Subsequently a couple of hundred heavily armed government agents camped out at the foot of the only access road, spent a million of your dollars every day, and planned how to wipe out the adult Weavers. One of their killers shot Randy Weaver and his guest, not fatally, but killed his wife Vicki with a bullet through the head. That was one event which I thought may have been misreported; the version I heard said the shooter took deliberate aim at her as she emerged from the doorway holding her nursing baby. CBS portrayed it instead as a shot aimed at her husband which went astray and killed her behind a window.

No great matter; either way, she was killed outright, by one of your employees.

What was Left Out

The siege was ended thanks to intervention by Bo Gritz, a fellow White Separatist and erstwhile candidate for US President. He persuaded the surviving Weavers to surrender, on condition that Jerry Spence, no less, would defend them in Court and so bring the whole sorry episode into public view.

Brief courtroom extracts were shown, including a memorable exchange in which Spence asked the Head Thug about his shoot-on-sight order; did it also apply to the dogs? - answer, No, of course not. "So the dogs on Ruby Ridge had more rights than the human beings?" - Gotcha!

Weaver's decision to compromise to that extent was a spectacular success; he and his guest were both acquitted of all serious charges, the government was left with richly deserved egg on its face, and later yet had to award him over $3 million dollars compensation to avoid further legal action. Too bad that sum had to come out of our pockets, instead of those of the particular thugs who actually caused the killings. And the story did get told; in the trial, in the Congressional hearings, and on this CBS miniseries. What a tragedy that Vicki and Sammy Weaver had to die as the price of exposing the evil governments do.

For all that, all three of those public airings left out one key factor.

They all concentrated on the purely procedural matter of whether the invading thugs - marshalls, FBI, local police and BATF - were operating under proper "rules of engagement" - ie, to shoot on sight. The utterly vital question of whether they had any business trespassing on the Weavers' property at all, was not even mentioned. Yet that is THE central issue; if they hadn't been there in the first place, the question of engagement rules would never have arisen!

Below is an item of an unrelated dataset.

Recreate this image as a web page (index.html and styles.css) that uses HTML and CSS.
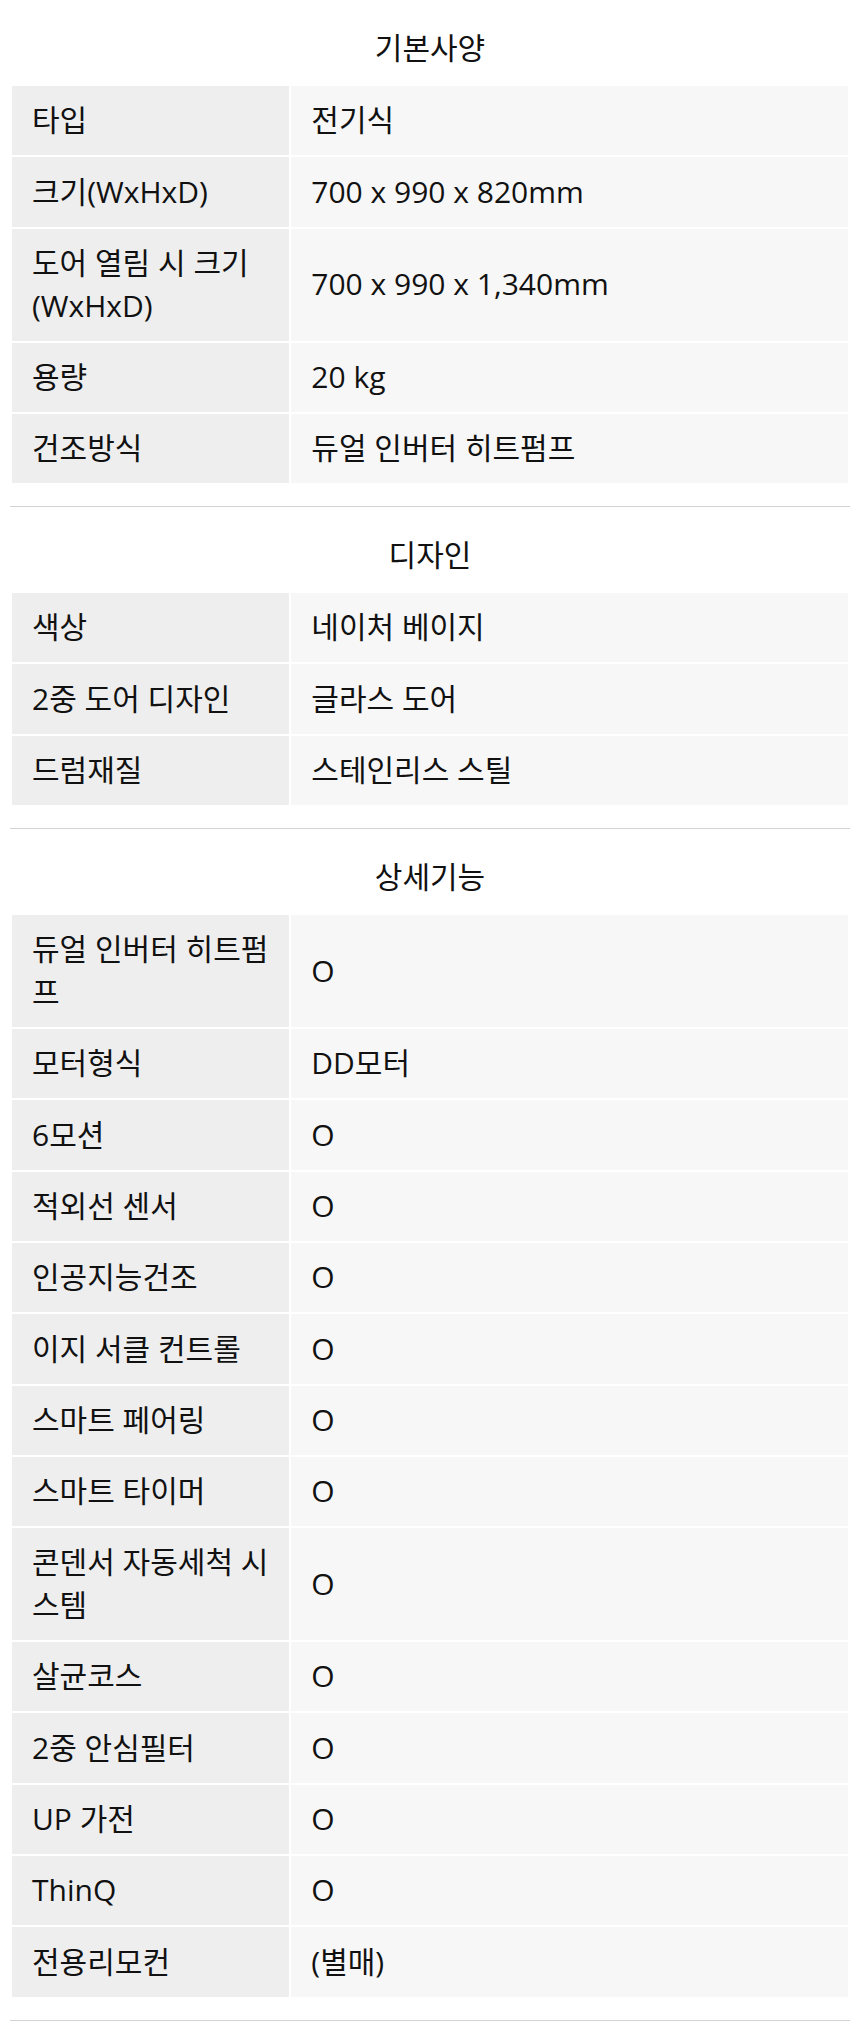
FILE: index.html
```html
<!DOCTYPE html>
<html lang="ko">
<head>
<meta charset="utf-8">
<title>제품 사양</title>
<link rel="stylesheet" href="styles.css">
</head>
<body>
<div class="spec">
  <section class="group">
    <h2 class="group-title">기본사양</h2>
    <table class="spec-table">
      <tr><th>타입</th><td>전기식</td></tr>
      <tr><th>크기(WxHxD)</th><td>700 x 990 x 820mm</td></tr>
      <tr><th>도어 열림 시 크기 (WxHxD)</th><td>700 x 990 x 1,340mm</td></tr>
      <tr><th>용량</th><td>20 kg</td></tr>
      <tr><th>건조방식</th><td>듀얼 인버터 히트펌프</td></tr>
    </table>
  </section>
  <section class="group">
    <h2 class="group-title">디자인</h2>
    <table class="spec-table">
      <tr><th>색상</th><td>네이처 베이지</td></tr>
      <tr><th>2중 도어 디자인</th><td>글라스 도어</td></tr>
      <tr><th>드럼재질</th><td>스테인리스 스틸</td></tr>
    </table>
  </section>
  <section class="group">
    <h2 class="group-title">상세기능</h2>
    <table class="spec-table">
      <tr><th>듀얼 인버터 히트펌프</th><td>O</td></tr>
      <tr><th>모터형식</th><td>DD모터</td></tr>
      <tr><th>6모션</th><td>O</td></tr>
      <tr><th>적외선 센서</th><td>O</td></tr>
      <tr><th>인공지능건조</th><td>O</td></tr>
      <tr><th>이지 서클 컨트롤</th><td>O</td></tr>
      <tr><th>스마트 페어링</th><td>O</td></tr>
      <tr><th>스마트 타이머</th><td>O</td></tr>
      <tr><th>콘덴서 자동세척 시스템</th><td>O</td></tr>
      <tr><th>살균코스</th><td>O</td></tr>
      <tr><th>2중 안심필터</th><td>O</td></tr>
      <tr><th>UP 가전</th><td>O</td></tr>
      <tr><th>ThinQ</th><td>O</td></tr>
      <tr><th>전용리모컨</th><td>(별매)</td></tr>
    </table>
  </section>
</div>
</body>
</html>
```

FILE: styles.css
```css
html, body {
  margin: 0;
  padding: 0;
  background: #ffffff;
}

body {
  font-family: "Open Sans", "Noto Sans CJK KR", sans-serif;
  color: #111111;
}

.spec {
  padding: 0 10px 14px;
}

.group {
  border-bottom: 1px solid #d3d3d3;
  padding-bottom: 21px;
}

.group-title {
  margin: 0;
  padding: 26px 0 15px;
  font-size: 30px;
  font-weight: normal;
  line-height: 43px;
  text-align: center;
}

.spec-table {
  width: 100%;
  border-collapse: separate;
  border-spacing: 2px;
  table-layout: fixed;
}

.spec-table th,
.spec-table td {
  box-sizing: border-box;
  padding: 13.3px 8px 13.3px 20px;
  font-size: 30px;
  font-weight: normal;
  line-height: 42.7px;
  text-align: left;
  vertical-align: middle;
}

.spec-table th {
  width: 33.25%;
  background: #eeeeee;
}

.spec-table td {
  background: #f7f7f7;
}
```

Did they have such right? - of course not! Their actual motivation (quite fairly shown by CBS) was to strike at the despised Aryan Nation movement, which in my opinion too is one of the sorriest excuses for American humanity outside of government employ - but whose rights to exist and preach are unconditionally guaranteed by Amendment #1. Their pathetic excuse was that Randy Weaver had sold a shotgun, sawn off a little more than government rules allow, and had failed to answer that charge in a government court. Since any reader of Amendment #2 can see plainly that the law in question was and is totally unconstitutional, Weaver was perfectly entitled to ignore it. By harassing him in any degree, therefore, all government agents involved were trampling on his rights under Amendments 1 and 2, both; so making themselves major criminals.

Yet that was something carefully ignored; in the trial, in the hearings, and on the CBS movie. All of them left intact the alleged right of government agents to do whatever they like regardless of the Supreme Law of the Land, provided they follow the rules of procedure their bureaucratic bosses have written. The government's "justice" monopoly is such that it would seem even the persuasive and charming Jerry Spence does not fancy his chances trying a case on its Constitutional merits alone. Thus far has the People's Law been disembowelled.

Accordingly, the tragedy at Ruby Ridge will be repeated, somewhere, some day; for its cause has not been ripped out by the roots and burned to ashes.